The New Act includes a comprehensive set of provisions setting out the relationship between a nonprofit corporation and its members, including rules governing members’ rights and duties, notices to members, membership meetings, voting by members, and inspection rights. It also expressly provides for delegates of members to carry out some of members’ duties, an organizational concept that is particularly common in religious organizations. The New Act clarifies that members generally do not have fiduciary duties to the corporation. It sets out complete procedures for membership voting by ballot or electronic media, an area that is subject to considerable uncertainty under current law
Board of Directors
Section 501(c)(3) organizations classified as public charities under federal tax law are required under the New Act to have at least three directors on their boards. Section 501(c)(3) organizations that are classified as private foundations, or nonprofit corporations that are not Section 501(c)(3) organizations, may continue to have one or two directors.
The New Act clarifies that directors of charitable nonprofit corporations have the traditional fiduciary duties of corporate directors, rather than the substantially stricter duties that apply to trustees of a charity formed as a trust—and arguably to nonprofit directors as well, under some interpretations of current law.
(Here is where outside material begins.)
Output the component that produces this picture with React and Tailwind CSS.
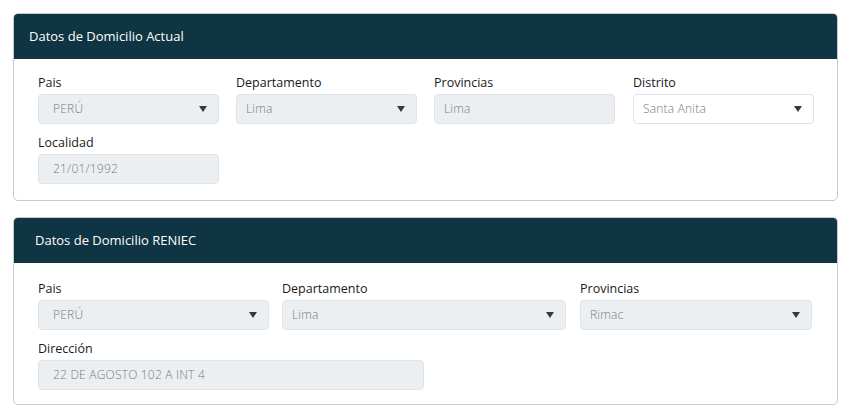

This change should reduce potential liability exposure for directors of charitable corporations and encourage service on boards. Finally, the New Act expressly allows organizations to have youth representation on their boards, subject to several specific conditions.
Supervision of Charitable Assets
The New Act significantly revises the rules governing how organizations must handle charitable assets, which include all assets held by Section 501(c)(3) organizations. The rules introduce new procedures for managing assets subject to donor restrictions that are designed for consistency with the Uniform Prudent Management of Institutional Funds Act, RCW 24.55. The New Act establishes specific procedures for modifying gift restrictions; preventing charitable assets from being distributed improperly; handling charitable assets in transactions such as mergers and dissolutions; and reporting certain major changes in a charitable organization’s activities or purposes. It also clarifies the procedures through which the Office of the Attorney General may investigate potential misuse or mishandling of charitable assets.
The New Act has all-new provisions governing so-called “fundamental transactions”—mergers, dissolutions, dispositions of assets, and other similar transactions. The new provisions are intended to guide nonprofits through the process of a fundamental transaction with more clarity, including especially how to treat charitable assets throughout the process. The New Act also adds new provisions expressly allowing corporations to “redomesticate,” or change their state of incorporation, if the other state allows such transactions as well. Finally, the New Act will allow corporations to convert from for-profit to nonprofit status, or vice versa, without reincorporating if certain conditions are met and other applicable laws allow the conversion.
On the effective date of Jan. 1, 2022, all nonprofit corporations currently governed by Chapter 24.03 RCW will automatically be subject to the New Act. Other types of nonprofit corporations governed by other chapters of Title 24 RCW, including Chapter 24.06 mutual and miscellaneous corporations, will continue to be subject to existing law.